= Information provided =
'''

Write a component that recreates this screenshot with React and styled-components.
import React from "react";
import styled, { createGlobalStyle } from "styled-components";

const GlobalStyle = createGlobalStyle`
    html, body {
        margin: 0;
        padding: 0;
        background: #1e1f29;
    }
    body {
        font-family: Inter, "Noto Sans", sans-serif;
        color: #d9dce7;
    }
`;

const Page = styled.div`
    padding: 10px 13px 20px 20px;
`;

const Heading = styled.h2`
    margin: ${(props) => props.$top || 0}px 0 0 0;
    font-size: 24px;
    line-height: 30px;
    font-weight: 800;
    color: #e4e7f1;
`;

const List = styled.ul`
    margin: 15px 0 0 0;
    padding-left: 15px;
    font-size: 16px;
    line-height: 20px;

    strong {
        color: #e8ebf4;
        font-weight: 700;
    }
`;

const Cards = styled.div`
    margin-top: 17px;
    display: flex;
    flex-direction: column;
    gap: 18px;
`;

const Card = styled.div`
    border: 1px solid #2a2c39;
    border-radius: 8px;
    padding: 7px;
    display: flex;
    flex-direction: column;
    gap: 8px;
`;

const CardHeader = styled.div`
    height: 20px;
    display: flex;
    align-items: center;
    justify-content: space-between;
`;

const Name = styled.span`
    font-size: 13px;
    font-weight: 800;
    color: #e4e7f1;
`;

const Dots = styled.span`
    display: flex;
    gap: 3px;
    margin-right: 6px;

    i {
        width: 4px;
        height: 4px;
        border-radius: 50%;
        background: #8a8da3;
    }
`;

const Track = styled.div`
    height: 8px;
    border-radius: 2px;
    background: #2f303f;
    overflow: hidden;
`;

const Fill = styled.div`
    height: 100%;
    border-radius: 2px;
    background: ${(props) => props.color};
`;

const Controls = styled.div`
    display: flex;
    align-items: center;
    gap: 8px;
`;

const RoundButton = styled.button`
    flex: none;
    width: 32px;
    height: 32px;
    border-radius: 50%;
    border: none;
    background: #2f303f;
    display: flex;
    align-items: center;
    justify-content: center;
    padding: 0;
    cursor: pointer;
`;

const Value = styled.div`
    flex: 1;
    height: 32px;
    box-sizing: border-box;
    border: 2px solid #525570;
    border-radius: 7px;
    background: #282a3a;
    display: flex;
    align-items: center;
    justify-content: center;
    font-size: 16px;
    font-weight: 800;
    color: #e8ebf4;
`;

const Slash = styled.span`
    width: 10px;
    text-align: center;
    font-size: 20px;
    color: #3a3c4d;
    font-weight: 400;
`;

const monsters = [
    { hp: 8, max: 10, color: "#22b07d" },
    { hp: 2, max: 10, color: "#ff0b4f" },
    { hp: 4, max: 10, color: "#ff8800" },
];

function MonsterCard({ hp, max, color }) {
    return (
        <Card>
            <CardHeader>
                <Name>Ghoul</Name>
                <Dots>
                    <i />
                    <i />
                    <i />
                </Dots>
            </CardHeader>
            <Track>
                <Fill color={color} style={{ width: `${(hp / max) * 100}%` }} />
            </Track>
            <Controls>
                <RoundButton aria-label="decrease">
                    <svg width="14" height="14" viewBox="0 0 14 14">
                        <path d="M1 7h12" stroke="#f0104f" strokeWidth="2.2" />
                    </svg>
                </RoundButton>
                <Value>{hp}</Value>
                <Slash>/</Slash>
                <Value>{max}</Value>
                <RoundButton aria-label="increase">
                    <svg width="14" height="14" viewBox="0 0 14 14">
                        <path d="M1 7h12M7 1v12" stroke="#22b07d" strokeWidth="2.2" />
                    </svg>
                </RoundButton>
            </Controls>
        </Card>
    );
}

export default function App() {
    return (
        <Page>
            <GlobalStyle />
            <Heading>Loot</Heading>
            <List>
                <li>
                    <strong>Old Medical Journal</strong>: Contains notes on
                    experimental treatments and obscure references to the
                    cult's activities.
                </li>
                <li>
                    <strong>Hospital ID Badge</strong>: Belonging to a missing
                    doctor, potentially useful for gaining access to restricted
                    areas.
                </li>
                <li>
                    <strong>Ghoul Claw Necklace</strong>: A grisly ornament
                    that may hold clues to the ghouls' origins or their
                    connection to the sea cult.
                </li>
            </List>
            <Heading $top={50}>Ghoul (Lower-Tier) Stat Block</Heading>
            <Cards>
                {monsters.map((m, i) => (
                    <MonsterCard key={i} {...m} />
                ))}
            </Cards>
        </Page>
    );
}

'''
'''

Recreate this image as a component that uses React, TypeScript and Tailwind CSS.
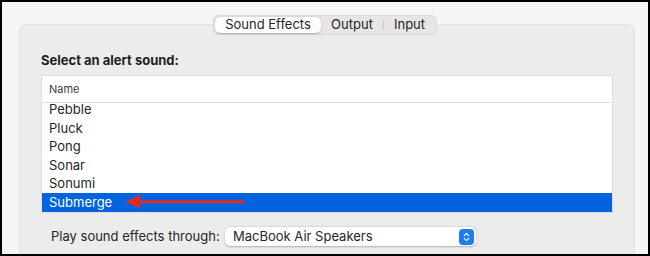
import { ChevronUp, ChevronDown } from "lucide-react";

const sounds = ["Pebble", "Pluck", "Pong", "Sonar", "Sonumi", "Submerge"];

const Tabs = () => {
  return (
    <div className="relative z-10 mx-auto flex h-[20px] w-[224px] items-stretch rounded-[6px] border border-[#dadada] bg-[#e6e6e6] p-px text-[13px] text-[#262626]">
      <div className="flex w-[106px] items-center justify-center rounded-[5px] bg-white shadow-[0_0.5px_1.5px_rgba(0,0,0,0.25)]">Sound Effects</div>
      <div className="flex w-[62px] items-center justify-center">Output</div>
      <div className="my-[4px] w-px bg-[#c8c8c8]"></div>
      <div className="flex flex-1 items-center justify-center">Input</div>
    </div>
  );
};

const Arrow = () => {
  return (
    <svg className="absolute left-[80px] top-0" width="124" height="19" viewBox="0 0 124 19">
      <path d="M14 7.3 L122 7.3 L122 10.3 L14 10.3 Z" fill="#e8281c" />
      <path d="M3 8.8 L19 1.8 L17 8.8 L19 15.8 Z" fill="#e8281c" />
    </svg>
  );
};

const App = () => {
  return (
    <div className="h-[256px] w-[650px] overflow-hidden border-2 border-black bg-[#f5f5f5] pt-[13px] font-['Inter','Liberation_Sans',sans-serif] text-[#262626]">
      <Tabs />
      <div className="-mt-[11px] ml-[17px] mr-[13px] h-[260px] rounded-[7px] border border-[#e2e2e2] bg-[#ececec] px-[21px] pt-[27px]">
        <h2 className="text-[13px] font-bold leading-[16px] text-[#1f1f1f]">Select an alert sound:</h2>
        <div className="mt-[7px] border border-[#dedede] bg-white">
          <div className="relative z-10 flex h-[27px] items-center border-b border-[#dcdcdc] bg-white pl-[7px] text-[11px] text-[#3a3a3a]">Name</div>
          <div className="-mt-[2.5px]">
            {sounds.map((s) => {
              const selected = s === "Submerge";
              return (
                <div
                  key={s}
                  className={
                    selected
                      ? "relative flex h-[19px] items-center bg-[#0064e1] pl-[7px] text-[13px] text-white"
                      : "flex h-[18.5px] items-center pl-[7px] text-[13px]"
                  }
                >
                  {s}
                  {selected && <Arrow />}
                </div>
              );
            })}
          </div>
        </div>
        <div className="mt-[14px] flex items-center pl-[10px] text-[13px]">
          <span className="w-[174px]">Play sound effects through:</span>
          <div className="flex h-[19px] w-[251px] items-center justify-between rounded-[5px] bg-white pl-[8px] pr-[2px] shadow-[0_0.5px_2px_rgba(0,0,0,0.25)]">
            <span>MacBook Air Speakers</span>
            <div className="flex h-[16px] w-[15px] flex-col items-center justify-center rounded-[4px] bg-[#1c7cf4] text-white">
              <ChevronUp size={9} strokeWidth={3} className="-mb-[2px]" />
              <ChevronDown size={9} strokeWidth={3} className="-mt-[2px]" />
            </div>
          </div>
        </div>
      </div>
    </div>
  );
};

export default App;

'''

= Set exercise =
Keep both end lines and retype everything in the records above from the line containing "Write a component" through the line containing "line-height: 20px;", exactly, with nothing else.

= Exercise answer =
Write a component that recreates this screenshot with React and styled-components.
import React from "react";
import styled, { createGlobalStyle } from "styled-components";

const GlobalStyle = createGlobalStyle`
    html, body {
        margin: 0;
        padding: 0;
        background: #1e1f29;
    }
    body {
        font-family: Inter, "Noto Sans", sans-serif;
        color: #d9dce7;
    }
`;

const Page = styled.div`
    padding: 10px 13px 20px 20px;
`;

const Heading = styled.h2`
    margin: ${(props) => props.$top || 0}px 0 0 0;
    font-size: 24px;
    line-height: 30px;
    font-weight: 800;
    color: #e4e7f1;
`;

const List = styled.ul`
    margin: 15px 0 0 0;
    padding-left: 15px;
    font-size: 16px;
    line-height: 20px;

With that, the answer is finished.